→ Challenge
Which lines in the material below contain the word "screenshot"? Copy each of them.

→ Information given
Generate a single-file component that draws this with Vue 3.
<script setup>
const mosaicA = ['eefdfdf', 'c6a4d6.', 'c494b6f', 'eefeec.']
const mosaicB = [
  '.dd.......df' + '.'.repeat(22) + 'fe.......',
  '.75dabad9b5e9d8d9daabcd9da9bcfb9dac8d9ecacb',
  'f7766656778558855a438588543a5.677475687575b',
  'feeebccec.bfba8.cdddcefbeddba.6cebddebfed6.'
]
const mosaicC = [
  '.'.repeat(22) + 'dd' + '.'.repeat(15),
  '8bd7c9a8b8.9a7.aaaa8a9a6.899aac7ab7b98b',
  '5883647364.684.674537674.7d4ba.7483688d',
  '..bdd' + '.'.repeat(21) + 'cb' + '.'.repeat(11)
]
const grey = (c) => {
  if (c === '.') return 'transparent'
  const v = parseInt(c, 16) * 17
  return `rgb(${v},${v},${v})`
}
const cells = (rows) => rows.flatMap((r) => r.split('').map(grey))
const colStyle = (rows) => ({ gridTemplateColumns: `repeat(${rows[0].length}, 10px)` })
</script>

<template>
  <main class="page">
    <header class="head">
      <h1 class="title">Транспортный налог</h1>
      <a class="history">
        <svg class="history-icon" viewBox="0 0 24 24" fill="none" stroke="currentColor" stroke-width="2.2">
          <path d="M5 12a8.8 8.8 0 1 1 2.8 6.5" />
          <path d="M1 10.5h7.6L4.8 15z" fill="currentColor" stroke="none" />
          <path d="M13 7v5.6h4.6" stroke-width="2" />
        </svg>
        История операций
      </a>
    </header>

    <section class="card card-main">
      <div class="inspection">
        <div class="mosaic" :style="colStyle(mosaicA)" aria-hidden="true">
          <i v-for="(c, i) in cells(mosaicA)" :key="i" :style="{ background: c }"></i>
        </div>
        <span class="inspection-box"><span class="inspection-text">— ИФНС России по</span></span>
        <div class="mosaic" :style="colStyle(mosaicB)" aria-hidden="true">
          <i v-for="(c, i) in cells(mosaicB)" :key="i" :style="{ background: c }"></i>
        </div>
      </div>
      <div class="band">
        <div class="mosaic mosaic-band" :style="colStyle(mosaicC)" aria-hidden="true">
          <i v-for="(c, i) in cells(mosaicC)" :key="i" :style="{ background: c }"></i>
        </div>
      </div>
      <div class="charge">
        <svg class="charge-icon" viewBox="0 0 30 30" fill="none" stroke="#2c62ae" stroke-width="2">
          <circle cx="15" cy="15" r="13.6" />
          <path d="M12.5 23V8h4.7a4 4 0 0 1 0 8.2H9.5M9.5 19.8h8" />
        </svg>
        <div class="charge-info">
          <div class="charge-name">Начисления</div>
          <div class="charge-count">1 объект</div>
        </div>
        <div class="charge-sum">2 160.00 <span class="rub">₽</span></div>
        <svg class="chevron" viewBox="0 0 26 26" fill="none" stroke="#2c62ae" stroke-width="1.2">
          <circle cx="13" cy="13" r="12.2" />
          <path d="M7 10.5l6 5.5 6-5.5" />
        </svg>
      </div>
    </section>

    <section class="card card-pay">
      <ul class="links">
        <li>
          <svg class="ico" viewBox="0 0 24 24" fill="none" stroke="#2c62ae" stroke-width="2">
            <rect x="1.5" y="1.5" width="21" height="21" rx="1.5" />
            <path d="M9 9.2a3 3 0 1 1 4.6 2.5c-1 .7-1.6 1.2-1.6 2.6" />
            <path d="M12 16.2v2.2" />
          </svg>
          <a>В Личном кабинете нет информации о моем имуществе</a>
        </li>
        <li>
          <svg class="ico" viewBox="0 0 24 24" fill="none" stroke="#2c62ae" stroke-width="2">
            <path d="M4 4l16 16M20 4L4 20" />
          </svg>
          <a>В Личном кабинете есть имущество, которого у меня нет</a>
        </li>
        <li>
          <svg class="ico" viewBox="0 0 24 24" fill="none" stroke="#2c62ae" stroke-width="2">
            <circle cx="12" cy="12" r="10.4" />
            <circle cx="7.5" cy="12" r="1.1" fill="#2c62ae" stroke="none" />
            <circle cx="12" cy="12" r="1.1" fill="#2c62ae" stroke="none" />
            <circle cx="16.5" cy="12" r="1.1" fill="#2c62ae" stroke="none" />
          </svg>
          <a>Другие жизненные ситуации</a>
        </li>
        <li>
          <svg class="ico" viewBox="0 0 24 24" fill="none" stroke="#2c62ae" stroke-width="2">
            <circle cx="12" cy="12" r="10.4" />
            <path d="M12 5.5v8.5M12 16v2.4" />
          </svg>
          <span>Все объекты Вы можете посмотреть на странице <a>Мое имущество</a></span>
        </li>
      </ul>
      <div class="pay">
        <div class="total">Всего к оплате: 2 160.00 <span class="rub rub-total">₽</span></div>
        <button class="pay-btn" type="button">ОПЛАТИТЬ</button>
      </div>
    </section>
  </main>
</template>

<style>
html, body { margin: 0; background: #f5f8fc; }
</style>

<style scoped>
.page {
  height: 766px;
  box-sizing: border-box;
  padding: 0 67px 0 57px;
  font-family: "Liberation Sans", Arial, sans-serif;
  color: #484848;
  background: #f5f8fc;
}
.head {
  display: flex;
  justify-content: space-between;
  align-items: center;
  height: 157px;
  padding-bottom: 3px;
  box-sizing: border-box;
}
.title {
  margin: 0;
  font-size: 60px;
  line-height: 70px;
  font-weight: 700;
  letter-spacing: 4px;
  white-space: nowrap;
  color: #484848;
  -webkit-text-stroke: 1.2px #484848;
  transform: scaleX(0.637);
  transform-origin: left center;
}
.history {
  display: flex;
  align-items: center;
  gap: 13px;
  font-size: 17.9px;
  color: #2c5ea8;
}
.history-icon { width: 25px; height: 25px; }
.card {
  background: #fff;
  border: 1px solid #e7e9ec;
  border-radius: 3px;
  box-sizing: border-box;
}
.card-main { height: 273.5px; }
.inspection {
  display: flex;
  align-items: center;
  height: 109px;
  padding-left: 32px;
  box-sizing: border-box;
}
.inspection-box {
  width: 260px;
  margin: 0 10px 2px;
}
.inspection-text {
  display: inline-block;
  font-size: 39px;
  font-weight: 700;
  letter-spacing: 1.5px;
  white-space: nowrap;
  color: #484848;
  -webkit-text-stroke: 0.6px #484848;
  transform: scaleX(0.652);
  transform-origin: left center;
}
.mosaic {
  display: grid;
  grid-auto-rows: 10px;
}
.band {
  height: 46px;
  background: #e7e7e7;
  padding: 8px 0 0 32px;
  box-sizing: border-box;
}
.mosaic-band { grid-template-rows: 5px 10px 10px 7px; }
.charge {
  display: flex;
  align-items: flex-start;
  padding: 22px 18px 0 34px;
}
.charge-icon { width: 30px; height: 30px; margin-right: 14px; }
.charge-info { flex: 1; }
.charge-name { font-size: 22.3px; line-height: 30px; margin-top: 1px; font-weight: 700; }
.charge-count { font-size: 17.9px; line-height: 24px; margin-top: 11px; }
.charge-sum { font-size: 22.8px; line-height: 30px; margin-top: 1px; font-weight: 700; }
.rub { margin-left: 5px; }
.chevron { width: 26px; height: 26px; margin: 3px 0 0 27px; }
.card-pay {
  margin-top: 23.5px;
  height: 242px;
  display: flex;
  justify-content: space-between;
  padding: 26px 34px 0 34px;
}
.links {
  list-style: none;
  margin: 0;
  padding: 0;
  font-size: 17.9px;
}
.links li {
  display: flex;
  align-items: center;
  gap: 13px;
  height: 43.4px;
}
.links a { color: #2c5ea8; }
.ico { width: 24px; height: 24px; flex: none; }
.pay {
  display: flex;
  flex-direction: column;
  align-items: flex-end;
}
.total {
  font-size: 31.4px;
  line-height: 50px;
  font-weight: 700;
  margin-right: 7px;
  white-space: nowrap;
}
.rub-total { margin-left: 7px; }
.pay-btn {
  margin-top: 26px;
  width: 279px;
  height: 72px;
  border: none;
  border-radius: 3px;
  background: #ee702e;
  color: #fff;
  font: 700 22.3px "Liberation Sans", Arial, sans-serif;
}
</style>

==

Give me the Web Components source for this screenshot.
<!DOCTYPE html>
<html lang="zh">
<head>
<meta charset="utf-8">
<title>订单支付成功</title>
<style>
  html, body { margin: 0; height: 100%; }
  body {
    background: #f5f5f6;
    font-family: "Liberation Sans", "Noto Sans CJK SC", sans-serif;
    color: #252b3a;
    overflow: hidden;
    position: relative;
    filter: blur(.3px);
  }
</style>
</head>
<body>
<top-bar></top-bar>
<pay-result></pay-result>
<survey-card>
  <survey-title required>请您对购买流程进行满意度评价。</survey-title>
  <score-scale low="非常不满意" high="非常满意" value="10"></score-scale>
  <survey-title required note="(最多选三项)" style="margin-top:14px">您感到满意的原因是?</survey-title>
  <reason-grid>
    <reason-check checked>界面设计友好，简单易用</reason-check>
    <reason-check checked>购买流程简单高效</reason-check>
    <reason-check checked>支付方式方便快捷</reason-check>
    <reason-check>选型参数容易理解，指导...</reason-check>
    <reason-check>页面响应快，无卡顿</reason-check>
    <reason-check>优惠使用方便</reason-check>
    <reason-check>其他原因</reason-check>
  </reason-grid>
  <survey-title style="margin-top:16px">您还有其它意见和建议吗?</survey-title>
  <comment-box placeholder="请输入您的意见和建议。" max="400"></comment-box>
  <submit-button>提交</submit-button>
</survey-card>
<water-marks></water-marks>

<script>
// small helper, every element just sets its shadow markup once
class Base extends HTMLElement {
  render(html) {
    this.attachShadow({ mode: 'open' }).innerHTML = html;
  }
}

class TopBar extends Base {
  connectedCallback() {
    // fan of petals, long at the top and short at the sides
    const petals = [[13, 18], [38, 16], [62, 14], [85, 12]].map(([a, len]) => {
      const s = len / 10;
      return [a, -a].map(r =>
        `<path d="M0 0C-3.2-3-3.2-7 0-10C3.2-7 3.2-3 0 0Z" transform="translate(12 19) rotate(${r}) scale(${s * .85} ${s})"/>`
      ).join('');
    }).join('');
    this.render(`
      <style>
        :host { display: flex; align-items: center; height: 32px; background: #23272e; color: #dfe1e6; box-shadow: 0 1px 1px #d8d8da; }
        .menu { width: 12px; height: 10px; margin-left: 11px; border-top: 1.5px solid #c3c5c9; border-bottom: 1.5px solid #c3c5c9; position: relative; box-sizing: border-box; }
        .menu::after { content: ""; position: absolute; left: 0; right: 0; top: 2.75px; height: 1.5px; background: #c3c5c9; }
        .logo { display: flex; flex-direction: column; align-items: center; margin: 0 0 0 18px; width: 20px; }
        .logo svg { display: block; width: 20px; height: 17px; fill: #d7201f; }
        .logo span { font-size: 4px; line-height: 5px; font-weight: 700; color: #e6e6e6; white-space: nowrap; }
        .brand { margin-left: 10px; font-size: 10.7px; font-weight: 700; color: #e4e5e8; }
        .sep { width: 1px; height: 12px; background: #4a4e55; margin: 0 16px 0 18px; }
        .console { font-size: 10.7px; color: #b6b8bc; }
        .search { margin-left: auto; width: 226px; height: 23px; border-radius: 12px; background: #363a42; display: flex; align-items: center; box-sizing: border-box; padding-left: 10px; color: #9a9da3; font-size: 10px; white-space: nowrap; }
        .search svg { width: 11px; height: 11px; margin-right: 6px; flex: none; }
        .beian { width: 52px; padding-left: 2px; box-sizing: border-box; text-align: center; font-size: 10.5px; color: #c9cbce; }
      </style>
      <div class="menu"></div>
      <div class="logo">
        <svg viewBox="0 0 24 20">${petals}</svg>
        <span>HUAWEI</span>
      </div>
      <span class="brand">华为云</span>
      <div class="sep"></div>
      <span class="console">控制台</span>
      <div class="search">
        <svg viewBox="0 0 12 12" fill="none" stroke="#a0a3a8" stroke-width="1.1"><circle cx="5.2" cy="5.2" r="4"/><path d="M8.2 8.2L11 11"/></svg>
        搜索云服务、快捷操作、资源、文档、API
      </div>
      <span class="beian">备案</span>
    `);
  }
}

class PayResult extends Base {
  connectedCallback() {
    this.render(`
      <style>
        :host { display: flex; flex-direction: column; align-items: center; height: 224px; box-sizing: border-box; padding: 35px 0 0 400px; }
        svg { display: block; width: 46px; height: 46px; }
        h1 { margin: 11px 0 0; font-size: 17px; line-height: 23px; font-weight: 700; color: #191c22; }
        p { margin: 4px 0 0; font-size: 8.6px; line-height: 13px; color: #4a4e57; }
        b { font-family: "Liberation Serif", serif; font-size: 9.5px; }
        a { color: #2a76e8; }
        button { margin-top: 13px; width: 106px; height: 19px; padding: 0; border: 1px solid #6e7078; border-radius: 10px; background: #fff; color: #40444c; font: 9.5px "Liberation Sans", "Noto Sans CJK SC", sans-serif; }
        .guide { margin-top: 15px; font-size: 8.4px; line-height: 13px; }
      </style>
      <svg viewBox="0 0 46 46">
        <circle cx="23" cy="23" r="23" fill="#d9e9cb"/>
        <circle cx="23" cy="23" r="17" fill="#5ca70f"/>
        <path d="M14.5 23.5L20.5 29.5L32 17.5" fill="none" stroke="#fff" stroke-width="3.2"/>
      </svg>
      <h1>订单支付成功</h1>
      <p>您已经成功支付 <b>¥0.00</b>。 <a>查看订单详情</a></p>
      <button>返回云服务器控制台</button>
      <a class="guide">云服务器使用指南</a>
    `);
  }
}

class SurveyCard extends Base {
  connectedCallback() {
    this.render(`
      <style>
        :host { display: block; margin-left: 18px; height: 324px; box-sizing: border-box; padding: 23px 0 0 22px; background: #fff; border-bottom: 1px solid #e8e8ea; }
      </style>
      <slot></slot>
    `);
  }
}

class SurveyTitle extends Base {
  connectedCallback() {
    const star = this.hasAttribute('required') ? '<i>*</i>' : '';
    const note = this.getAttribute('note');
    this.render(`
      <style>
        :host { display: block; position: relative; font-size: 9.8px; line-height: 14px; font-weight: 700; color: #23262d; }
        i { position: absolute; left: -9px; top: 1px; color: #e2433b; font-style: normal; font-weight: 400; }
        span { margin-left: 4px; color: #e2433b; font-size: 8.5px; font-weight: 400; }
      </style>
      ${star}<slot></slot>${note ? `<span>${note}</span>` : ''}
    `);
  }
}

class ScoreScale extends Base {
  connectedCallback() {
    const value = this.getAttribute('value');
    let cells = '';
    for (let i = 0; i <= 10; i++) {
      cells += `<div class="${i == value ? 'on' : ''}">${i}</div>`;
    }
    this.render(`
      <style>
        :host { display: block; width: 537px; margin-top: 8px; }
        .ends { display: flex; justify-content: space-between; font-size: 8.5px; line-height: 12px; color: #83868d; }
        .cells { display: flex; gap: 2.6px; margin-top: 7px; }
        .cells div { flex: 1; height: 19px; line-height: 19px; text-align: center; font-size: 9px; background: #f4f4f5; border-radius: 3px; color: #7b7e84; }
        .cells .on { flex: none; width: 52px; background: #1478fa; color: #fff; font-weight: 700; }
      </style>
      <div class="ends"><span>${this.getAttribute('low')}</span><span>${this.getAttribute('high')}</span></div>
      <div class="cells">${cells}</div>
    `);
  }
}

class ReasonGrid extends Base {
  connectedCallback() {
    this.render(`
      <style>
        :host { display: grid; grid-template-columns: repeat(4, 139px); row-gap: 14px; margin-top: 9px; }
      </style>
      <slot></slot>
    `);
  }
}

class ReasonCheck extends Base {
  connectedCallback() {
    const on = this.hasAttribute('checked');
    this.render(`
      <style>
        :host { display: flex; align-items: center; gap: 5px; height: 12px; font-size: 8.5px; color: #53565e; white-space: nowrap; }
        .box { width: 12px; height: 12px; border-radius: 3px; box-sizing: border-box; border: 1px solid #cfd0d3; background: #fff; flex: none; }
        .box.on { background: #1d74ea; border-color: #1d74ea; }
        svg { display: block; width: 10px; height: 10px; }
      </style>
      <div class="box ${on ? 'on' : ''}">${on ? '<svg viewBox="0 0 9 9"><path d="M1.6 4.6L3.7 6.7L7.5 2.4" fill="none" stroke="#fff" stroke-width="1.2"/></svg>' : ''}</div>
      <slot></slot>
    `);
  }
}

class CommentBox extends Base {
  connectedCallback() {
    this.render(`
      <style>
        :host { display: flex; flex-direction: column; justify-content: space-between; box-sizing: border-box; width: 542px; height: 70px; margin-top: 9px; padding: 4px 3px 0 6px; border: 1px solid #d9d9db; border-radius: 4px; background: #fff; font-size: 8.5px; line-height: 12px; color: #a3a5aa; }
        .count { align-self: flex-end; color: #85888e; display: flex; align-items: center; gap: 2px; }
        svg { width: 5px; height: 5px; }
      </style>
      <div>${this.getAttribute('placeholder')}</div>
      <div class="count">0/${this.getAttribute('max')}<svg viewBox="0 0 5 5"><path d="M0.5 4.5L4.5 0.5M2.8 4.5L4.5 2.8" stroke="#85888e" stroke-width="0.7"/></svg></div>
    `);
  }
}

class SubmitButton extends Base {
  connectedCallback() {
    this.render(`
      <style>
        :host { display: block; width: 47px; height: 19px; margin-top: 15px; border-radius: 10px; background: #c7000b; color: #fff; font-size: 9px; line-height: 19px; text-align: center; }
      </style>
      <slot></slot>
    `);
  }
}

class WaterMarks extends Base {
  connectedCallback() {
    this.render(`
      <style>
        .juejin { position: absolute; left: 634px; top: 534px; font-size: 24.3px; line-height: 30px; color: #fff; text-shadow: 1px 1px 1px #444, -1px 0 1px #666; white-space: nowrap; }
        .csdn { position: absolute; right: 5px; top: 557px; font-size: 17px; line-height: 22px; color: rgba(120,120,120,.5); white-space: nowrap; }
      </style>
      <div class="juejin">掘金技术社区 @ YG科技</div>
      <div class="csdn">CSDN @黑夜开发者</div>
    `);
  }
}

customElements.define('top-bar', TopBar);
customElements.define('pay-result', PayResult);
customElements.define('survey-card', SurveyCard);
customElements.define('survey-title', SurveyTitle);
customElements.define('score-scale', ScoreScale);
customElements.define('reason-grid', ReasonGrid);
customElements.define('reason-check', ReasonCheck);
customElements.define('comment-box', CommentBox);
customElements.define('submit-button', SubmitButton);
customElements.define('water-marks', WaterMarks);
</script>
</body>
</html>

---

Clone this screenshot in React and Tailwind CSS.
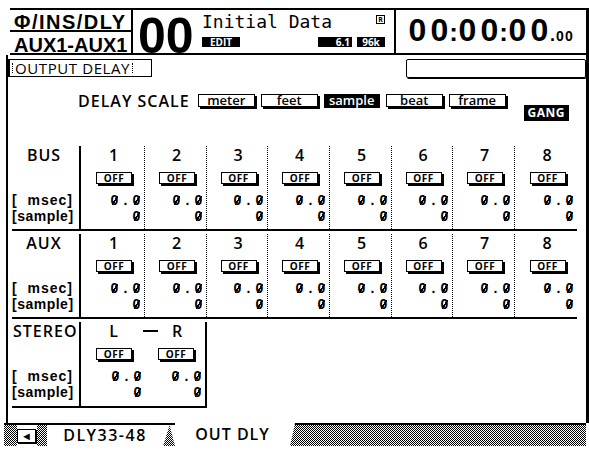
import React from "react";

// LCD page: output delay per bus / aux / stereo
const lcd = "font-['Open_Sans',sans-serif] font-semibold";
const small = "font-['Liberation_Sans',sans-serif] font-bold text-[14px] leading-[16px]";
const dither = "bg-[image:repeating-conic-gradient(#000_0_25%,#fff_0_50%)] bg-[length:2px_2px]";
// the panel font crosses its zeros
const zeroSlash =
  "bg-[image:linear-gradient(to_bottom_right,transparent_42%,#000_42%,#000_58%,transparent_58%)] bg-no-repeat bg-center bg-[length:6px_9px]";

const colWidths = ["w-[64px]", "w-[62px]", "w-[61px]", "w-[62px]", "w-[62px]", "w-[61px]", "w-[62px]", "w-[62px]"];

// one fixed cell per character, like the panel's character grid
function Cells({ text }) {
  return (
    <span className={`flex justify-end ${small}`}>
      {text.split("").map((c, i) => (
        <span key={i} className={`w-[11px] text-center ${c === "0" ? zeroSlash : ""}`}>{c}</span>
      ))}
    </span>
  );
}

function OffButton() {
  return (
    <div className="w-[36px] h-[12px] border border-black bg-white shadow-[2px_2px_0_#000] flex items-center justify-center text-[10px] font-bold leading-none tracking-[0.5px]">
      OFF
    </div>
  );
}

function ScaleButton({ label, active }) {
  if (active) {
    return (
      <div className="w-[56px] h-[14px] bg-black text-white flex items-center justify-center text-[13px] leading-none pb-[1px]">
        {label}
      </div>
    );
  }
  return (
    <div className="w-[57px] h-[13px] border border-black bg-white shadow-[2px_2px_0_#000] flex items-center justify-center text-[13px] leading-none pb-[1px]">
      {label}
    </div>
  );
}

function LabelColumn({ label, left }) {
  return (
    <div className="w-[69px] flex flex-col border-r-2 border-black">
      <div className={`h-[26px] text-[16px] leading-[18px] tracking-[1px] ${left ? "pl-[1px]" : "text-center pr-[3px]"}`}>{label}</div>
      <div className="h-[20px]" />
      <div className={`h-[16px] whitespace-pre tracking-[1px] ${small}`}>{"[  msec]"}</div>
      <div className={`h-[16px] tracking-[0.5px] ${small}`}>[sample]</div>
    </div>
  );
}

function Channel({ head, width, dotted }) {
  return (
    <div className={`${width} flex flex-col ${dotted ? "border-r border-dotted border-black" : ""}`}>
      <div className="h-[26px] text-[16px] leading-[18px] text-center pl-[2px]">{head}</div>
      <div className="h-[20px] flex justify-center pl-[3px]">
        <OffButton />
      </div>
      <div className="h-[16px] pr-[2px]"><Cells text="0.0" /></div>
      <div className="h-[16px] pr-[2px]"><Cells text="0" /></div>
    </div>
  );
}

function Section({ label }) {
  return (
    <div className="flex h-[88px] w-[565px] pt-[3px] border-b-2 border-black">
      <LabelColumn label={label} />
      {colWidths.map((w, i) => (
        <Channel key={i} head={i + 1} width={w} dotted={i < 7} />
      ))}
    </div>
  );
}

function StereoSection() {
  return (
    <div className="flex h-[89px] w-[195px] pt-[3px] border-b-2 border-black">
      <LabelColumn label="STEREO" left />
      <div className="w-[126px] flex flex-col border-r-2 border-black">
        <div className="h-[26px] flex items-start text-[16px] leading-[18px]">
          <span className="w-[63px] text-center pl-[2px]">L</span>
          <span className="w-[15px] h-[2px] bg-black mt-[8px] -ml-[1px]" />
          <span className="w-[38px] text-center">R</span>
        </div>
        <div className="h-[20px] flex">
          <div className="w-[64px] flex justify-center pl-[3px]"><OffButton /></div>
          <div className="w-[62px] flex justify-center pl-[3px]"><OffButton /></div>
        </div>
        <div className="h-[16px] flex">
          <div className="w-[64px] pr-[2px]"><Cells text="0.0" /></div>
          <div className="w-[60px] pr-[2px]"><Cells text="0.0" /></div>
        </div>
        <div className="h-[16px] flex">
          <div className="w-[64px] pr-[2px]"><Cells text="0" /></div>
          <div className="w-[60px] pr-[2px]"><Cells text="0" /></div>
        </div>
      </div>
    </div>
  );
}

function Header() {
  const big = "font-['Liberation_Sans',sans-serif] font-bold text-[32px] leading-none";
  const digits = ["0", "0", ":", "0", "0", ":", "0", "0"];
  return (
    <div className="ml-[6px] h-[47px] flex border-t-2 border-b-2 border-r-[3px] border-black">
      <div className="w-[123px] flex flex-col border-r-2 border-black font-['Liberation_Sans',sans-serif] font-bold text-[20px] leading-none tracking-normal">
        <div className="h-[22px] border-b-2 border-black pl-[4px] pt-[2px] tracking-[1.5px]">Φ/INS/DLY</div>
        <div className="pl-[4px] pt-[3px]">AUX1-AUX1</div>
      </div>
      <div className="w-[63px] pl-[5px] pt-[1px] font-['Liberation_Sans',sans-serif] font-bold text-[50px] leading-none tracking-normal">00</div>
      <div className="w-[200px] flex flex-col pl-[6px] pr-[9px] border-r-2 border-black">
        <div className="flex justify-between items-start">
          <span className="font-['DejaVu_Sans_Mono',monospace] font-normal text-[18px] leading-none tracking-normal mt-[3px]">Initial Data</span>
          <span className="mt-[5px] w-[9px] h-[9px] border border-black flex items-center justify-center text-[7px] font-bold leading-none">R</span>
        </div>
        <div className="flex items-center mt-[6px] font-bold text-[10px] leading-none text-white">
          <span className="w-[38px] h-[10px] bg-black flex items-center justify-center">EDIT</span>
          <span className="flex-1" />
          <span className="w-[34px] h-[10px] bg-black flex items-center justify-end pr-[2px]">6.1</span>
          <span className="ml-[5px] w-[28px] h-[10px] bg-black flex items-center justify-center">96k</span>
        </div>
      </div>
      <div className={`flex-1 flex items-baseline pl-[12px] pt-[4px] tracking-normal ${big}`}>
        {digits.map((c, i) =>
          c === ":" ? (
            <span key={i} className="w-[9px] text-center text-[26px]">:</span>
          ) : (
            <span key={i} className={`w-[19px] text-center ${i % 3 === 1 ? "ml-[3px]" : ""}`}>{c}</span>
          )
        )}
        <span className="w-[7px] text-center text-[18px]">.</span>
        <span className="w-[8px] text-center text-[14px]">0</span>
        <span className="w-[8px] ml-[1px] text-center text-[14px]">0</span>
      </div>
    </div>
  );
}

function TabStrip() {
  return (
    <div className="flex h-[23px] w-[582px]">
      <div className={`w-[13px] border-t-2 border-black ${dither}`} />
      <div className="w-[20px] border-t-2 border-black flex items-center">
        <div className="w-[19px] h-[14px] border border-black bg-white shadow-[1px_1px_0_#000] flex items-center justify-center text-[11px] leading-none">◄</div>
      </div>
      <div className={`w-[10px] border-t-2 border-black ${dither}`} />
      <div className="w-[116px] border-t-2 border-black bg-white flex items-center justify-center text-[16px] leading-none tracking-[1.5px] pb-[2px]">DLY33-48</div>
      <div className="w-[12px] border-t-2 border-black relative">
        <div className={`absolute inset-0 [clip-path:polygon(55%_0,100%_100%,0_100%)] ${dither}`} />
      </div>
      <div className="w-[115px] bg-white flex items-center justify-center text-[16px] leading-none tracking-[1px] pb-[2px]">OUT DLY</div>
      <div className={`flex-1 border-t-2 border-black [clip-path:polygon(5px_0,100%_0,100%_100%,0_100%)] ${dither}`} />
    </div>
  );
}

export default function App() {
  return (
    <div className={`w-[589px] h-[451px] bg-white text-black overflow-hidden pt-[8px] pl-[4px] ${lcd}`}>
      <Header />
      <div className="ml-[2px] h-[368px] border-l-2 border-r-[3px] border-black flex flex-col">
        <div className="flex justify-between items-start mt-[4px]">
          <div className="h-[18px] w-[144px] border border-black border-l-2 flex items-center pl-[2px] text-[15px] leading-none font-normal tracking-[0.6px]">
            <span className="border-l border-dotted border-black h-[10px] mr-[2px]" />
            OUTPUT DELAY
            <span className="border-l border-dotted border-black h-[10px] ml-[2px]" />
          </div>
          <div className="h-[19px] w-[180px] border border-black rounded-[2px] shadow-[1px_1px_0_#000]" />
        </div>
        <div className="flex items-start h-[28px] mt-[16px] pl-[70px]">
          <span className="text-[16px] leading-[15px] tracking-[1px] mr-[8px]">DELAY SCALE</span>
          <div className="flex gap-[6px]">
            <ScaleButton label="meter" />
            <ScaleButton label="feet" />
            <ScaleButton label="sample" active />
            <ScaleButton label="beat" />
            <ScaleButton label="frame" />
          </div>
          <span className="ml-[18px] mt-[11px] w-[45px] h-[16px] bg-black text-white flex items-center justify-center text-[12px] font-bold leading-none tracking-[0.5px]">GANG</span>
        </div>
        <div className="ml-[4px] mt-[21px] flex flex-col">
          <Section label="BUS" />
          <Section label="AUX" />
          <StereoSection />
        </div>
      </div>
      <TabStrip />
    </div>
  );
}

→ Solution
Give me the Web Components source for this screenshot.
Clone this screenshot in React and Tailwind CSS.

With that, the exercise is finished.